The preceding code will set the appropriate variables in your shell environment for you automatically. At this point, Docker is ready for use.

Dockerfiles and the Docker images

The heart of configuration management is the Dockerfile. This will be used to generate the Docker image that you need to run the Docker containers, which is where your matplotlib tasks will actually happen. If you are unfamiliar with Docker, here's a quick summary of how to think about the components that we have just mentioned:

  • Dockerfile: This is the specification that is used to build extendible images
  • The Docker image: This is a read-only template, which is somewhat like a filesystem
  • The Docker container: This is an isolated and secure application platform; this is what actually gets run

One of the features of Docker is that through its underlying use of a unification file system one is able to load images, starting with a base image and adding increasingly more specific images until the desired configuration state is achieved. This is exactly what we will do. The company that you work for, as stated earlier, is a Python 3 shop. So, they've built a Docker image that has all the basic goodies for Python 3 on Ubuntu 15.04. Furthermore, since the research and computation groups make heavy use of NumPy, SciPy, Pandas, and matplotlib, a second image has been created by using the Python 3 image as a base.

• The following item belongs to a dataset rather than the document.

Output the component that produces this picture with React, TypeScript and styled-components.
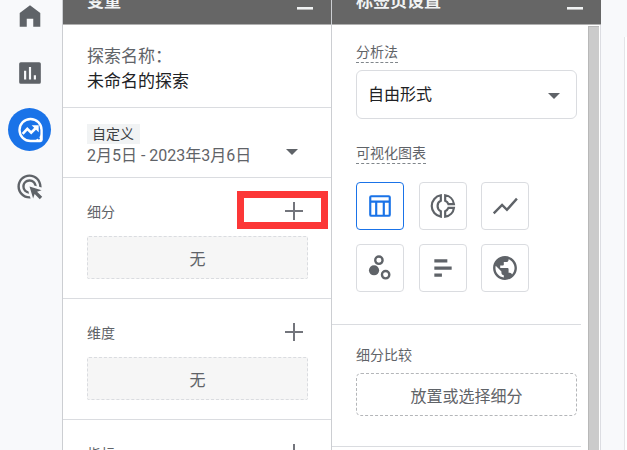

Here's what the Python 3 Dockerfile looks like:

In [11]: cat ../docker/python/Dockerfile
         FROM ubuntu:vivid
         MAINTAINER Duncan McGreggor <[email protected]>
         ENV DEBIAN_FRONTEND noninteractive
         RUN apt-get update
         RUN apt-get upgrade -y
         RUN apt-get install -y -q apt-utils
         RUN apt-get install -y -q 
             ca-certificates git build-essential
         RUN apt-get install -y -q 
             libssl-dev libcurl4-openssl-dev
         RUN apt-get install -y -q curl
         RUN apt-get install -y -q 
             cython3 libpython3.4-dev python3.4-dev 
             python3-setuptools python3-pip
         CMD python3

Note that this Dockerfile has not been created from scratch. Rather, it is based on another Docker image—the official ubuntu:vivid image. It has a maintainer that sets an environment variable, which will be available for each of the RUN and CMD directives as well as when the Docker image is running (with and without an interactive session). Each of the RUN commands is executed when building the Docker image. The CMD command is what will be run by default when executing Docker run on the command line.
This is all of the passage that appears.